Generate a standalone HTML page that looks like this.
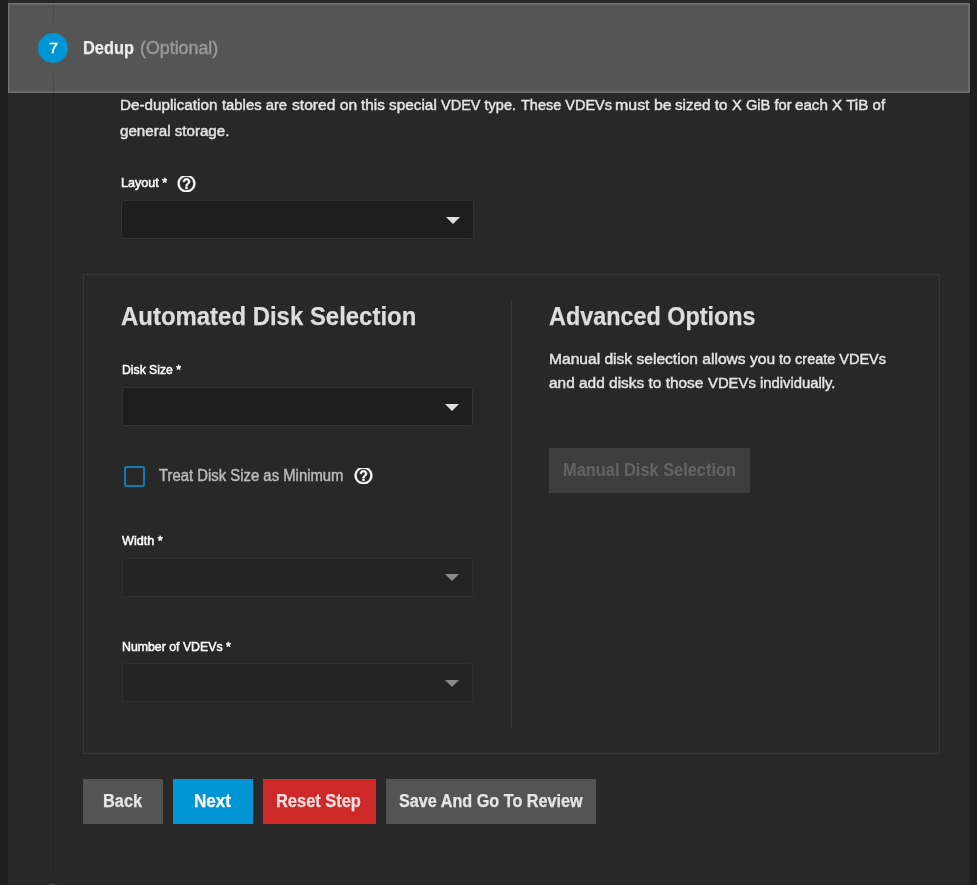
<!DOCTYPE html>
<html>
<head>
<meta charset="utf-8">
<title>Dedup</title>
<style>
  html, body { margin: 0; padding: 0; }
  body {
    width: 977px; height: 885px; overflow: hidden; position: relative;
    background: #1e1e1e;
    font-family: "Liberation Sans", sans-serif;
    color: #e2e2e2;
  }
  .abs { position: absolute; }
  .card { left: 8px; top: 0; width: 962px; height: 885px; background: #282828; }
  .vline { left: 53px; width: 1px; background: #232323; }
  .header {
    left: 8px; top: 3px; width: 962px; height: 90px; box-sizing: border-box;
    background: #555555; border: 1px solid; border-color: #747474 #6c6c6c #6c6c6c #747474;
    box-shadow: inset 1px 1px 0 0 #626262, inset -1px -1px 0 0 #696969;
  }
  .hline { left: 53px; width: 1px; background: #4b4b4b; }
  .stepicon {
    left: 38px; top: 33px; width: 30px; height: 30px; border-radius: 50%;
    background: #0095d5; color: #fff; font-size: 15px; line-height: 30px; text-align: center;
  }
  .t { position: absolute; white-space: nowrap; transform-origin: 0 0; line-height: 1; }
  .b { font-weight: bold; }
  .sel {
    box-sizing: border-box; height: 38.75px; background: #1e1e1e;
    border: 1px solid #333333; border-radius: 2.5px;
  }
  .sel.dis { background: #242424; border-color: #2f2f2f; }
  .arrow { width: 0; height: 0; border-left: 7.1px solid transparent; border-right: 7.1px solid transparent; border-top: 7.1px solid #e0e0e0; }
  .arrow.dis { border-top-color: #8a8a8a; }
  .panel { left: 83px; top: 274px; width: 857px; height: 480px; box-sizing: border-box; border: 1px solid #363636; }
  .divider { left: 511px; top: 300px; width: 1px; height: 428px; background: #393939; }
  .btn { top: 779px; height: 45px; }
  .cb { left: 124px; top: 466px; width: 20.5px; height: 20.5px; box-sizing: border-box; border: 2.5px solid #0f7db1; border-radius: 2.5px; }
</style>
</head>
<body>
<div id="L" style="position:absolute;left:0;top:0;width:977px;height:885px;overflow:hidden;will-change:transform">
  <div class="abs card"></div>
  <div class="abs vline" style="top:0;height:874px"></div>

  <div class="abs" style="left:38px;top:884px;width:30px;height:30px;border-radius:50%;background:#4c4c4c"></div>
  <div class="abs header"></div>
  <div class="abs hline" style="top:5px;height:18px"></div>
  <div class="abs hline" style="top:73px;height:19px"></div>
  <div class="abs stepicon"></div>
  <span class="t" id="t_seven" style="left:48.8px;top:40.00px;font-size:15.5px;color:#ffffff;-webkit-text-stroke:0.35px #ffffff;transform:scaleX(1.0667)">7</span>

  <span class="t b" id="t_dedup" style="left:83.4px;top:40.00px;font-size:17.5px;color:#ebebeb;-webkit-text-stroke:0.25px #ebebeb;transform:scaleX(0.9347)">Dedup</span>
  <span class="t" id="t_opt" style="left:140.2px;top:40.00px;font-size:17.5px;color:#9a9a9a;-webkit-text-stroke:0.45px #9a9a9a;transform:scaleX(1.0176)">(Optional)</span>

  <span class="t" id="t_p1a" style="left:120.39999999999999px;top:97.00px;font-size:15.4px;color:#e4e4e4;-webkit-text-stroke:0.45px #e4e4e4;transform:scaleX(0.9899)">De-duplication</span><span class="t" id="t_p1b" style="left:221.8px;top:97.00px;font-size:15.4px;color:#e4e4e4;-webkit-text-stroke:0.45px #e4e4e4;transform:scaleX(0.9631)">tables are</span><span class="t" id="t_p1c" style="left:291.5px;top:97.00px;font-size:15.4px;color:#e4e4e4;-webkit-text-stroke:0.45px #e4e4e4;transform:scaleX(1.0145)">stored on</span><span class="t" id="t_p1d" style="left:360.5px;top:97.00px;font-size:15.4px;color:#e4e4e4;-webkit-text-stroke:0.45px #e4e4e4;transform:scaleX(0.9955)">this special</span><span class="t" id="t_p1e" style="left:440.8px;top:97.00px;font-size:15.4px;color:#e4e4e4;-webkit-text-stroke:0.45px #e4e4e4;transform:scaleX(0.9427)">VDEV type.</span><span class="t" id="t_p1f" style="left:520.5999999999999px;top:97.00px;font-size:15.4px;color:#e4e4e4;-webkit-text-stroke:0.45px #e4e4e4;transform:scaleX(0.9413)">These VDEVs</span><span class="t" id="t_p1g" style="left:615.0999999999999px;top:97.00px;font-size:15.4px;color:#e4e4e4;-webkit-text-stroke:0.45px #e4e4e4;transform:scaleX(1.0356)">must be</span><span class="t" id="t_p1h" style="left:675.1999999999999px;top:97.00px;font-size:15.4px;color:#e4e4e4;-webkit-text-stroke:0.45px #e4e4e4;transform:scaleX(0.9897)">sized to</span><span class="t" id="t_p1i" style="left:731.5999999999999px;top:97.00px;font-size:15.4px;color:#e4e4e4;-webkit-text-stroke:0.45px #e4e4e4;transform:scaleX(0.9562)">X GiB for</span><span class="t" id="t_p1j" style="left:795.0px;top:97.00px;font-size:15.4px;color:#e4e4e4;-webkit-text-stroke:0.45px #e4e4e4;transform:scaleX(0.9853)">each X TiB of</span>
  <span class="t" id="t_p2" style="left:119.8px;top:123.00px;font-size:15.4px;color:#e4e4e4;-webkit-text-stroke:0.45px #e4e4e4;transform:scaleX(0.9835)">general storage.</span>

  <span class="t" id="t_layout" style="left:121.0px;top:176.00px;font-size:13.5px;color:#fafafa;-webkit-text-stroke:0.55px #fafafa;transform:scaleX(0.9304)">Layout *</span>
  <div class="abs" style="left:176.00px;top:175.79px;width:21.0px;height:16.25px;overflow:hidden"><svg style="position:absolute;left:0;top:-2.38px" width="21.0" height="21.0" viewBox="0 0 24 24"><path fill="#ffffff" stroke="#ffffff" stroke-width="0.7" d="M11 18h2v-2h-2v2zm1-16C6.48 2 2 6.48 2 12s4.48 10 10 10 10-4.48 10-10S17.52 2 12 2zm0 18c-4.41 0-8-3.59-8-8s3.59-8 8-8 8 3.59 8 8-3.59 8-8 8zm0-14c-2.21 0-4 1.79-4 4h2c0-1.1.9-2 2-2s2 .9 2 2c0 2-3 1.75-3 5h2c0-2.25 3-2.5 3-5 0-2.21-1.79-4-4-4z"/></svg></div>
  <div class="abs sel" style="left:120.75px;top:200px;width:353px"></div>
  <div class="abs arrow" style="left:445.9px;top:216.7px"></div>

  <div class="abs panel"></div>
  <div class="abs divider"></div>

  <span class="t b" id="t_auto" style="left:121.0px;top:304.00px;font-size:25.4px;color:#dddddd;-webkit-text-stroke:0.25px #dddddd;transform:scaleX(0.9428)">Automated Disk Selection</span>
  <span class="t" id="t_disksize" style="left:121.8px;top:363.00px;font-size:13.5px;color:#fafafa;-webkit-text-stroke:0.55px #fafafa;transform:scaleX(0.9040)">Disk Size *</span>
  <div class="abs sel" style="left:121.5px;top:387px;width:351px"></div>
  <div class="abs arrow" style="left:444.9px;top:403.7px"></div>

  <div class="abs cb"></div>
  <span class="t" id="t_treat" style="left:158.7px;top:468.00px;font-size:15.6px;color:#b9b9b9;-webkit-text-stroke:0.45px #b9b9b9;transform:scaleX(0.9534)">Treat Disk Size as Minimum</span>
  <div class="abs" style="left:353.00px;top:467.80px;width:21.0px;height:16.25px;overflow:hidden"><svg style="position:absolute;left:0;top:-2.38px" width="21.0" height="21.0" viewBox="0 0 24 24"><path fill="#ffffff" stroke="#ffffff" stroke-width="0.7" d="M11 18h2v-2h-2v2zm1-16C6.48 2 2 6.48 2 12s4.48 10 10 10 10-4.48 10-10S17.52 2 12 2zm0 18c-4.41 0-8-3.59-8-8s3.59-8 8-8 8 3.59 8 8-3.59 8-8 8zm0-14c-2.21 0-4 1.79-4 4h2c0-1.1.9-2 2-2s2 .9 2 2c0 2-3 1.75-3 5h2c0-2.25 3-2.5 3-5 0-2.21-1.79-4-4-4z"/></svg></div>

  <span class="t" id="t_width" style="left:121.6px;top:534.00px;font-size:13.5px;color:#fafafa;-webkit-text-stroke:0.55px #fafafa;transform:scaleX(0.9353)">Width *</span>
  <div class="abs sel dis" style="left:121.5px;top:558px;width:351px"></div>
  <div class="abs arrow dis" style="left:444.9px;top:574px"></div>

  <span class="t" id="t_num" style="left:121.5px;top:640.00px;font-size:13.5px;color:#fafafa;-webkit-text-stroke:0.55px #fafafa;transform:scaleX(0.9120)">Number of VDEVs *</span>
  <div class="abs sel dis" style="left:121.5px;top:663px;width:351px;height:39.3px"></div>
  <div class="abs arrow dis" style="left:444.9px;top:679.5px"></div>

  <span class="t b" id="t_adv" style="left:548.8px;top:304.00px;font-size:25.4px;color:#dddddd;-webkit-text-stroke:0.25px #dddddd;transform:scaleX(0.9210)">Advanced Options</span>
  <span class="t" id="t_m1a" style="left:548.5px;top:351.00px;font-size:15.5px;color:#e4e4e4;-webkit-text-stroke:0.45px #e4e4e4;transform:scaleX(1.0054)">Manual disk selection allows you</span><span class="t" id="t_m1b" style="left:779.4px;top:351.00px;font-size:15.5px;color:#e4e4e4;-webkit-text-stroke:0.45px #e4e4e4;transform:scaleX(0.9330)">to create VDEVs</span>
  <span class="t" id="t_m2a" style="left:548.5px;top:375.00px;font-size:15.5px;color:#e4e4e4;-webkit-text-stroke:0.45px #e4e4e4;transform:scaleX(0.9954)">and add disks to those</span><span class="t" id="t_m2b" style="left:707.7px;top:375.00px;font-size:15.5px;color:#e4e4e4;-webkit-text-stroke:0.45px #e4e4e4;transform:scaleX(0.9568)">VDEVs individually.</span>

  <div class="abs" style="left:549px;top:448px;width:201px;height:45px;background:#3e3e3e"></div>
  <span class="t b" id="t_mds" style="left:563.3px;top:462.00px;font-size:17.6px;color:#646464;transform:scaleX(0.9313)">Manual Disk Selection</span>

  <div class="abs btn" style="left:83px;width:80px;background:#545454"></div>
  <div class="abs btn" style="left:173px;width:80px;background:#0095d5"></div>
  <div class="abs btn" style="left:263px;width:113px;background:#ce2929"></div>
  <div class="abs btn" style="left:386px;width:210px;background:#545454"></div>
  <span class="t b" id="t_back" style="left:102.8px;top:793.00px;font-size:17.5px;color:#e6e6e6;-webkit-text-stroke:0.25px #e6e6e6;transform:scaleX(0.9368)">Back</span>
  <span class="t b" id="t_next" style="left:193.5px;top:793.00px;font-size:17.5px;color:#ffffff;-webkit-text-stroke:0.25px #ffffff;transform:scaleX(0.9753)">Next</span>
  <span class="t b" id="t_reset" style="left:276.0px;top:793.00px;font-size:17.5px;color:#f8dede;-webkit-text-stroke:0.25px #f8dede;transform:scaleX(0.9386)">Reset Step</span>
  <span class="t b" id="t_save" style="left:398.6px;top:793.00px;font-size:17.5px;color:#e6e6e6;-webkit-text-stroke:0.25px #e6e6e6;transform:scaleX(0.9254)">Save And Go To Review</span>
</div>
</body>
</html>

•••••

Stated exercise
Every line of the listing that holds "this" is to be counted; give only the resulting number.

Finished answer
2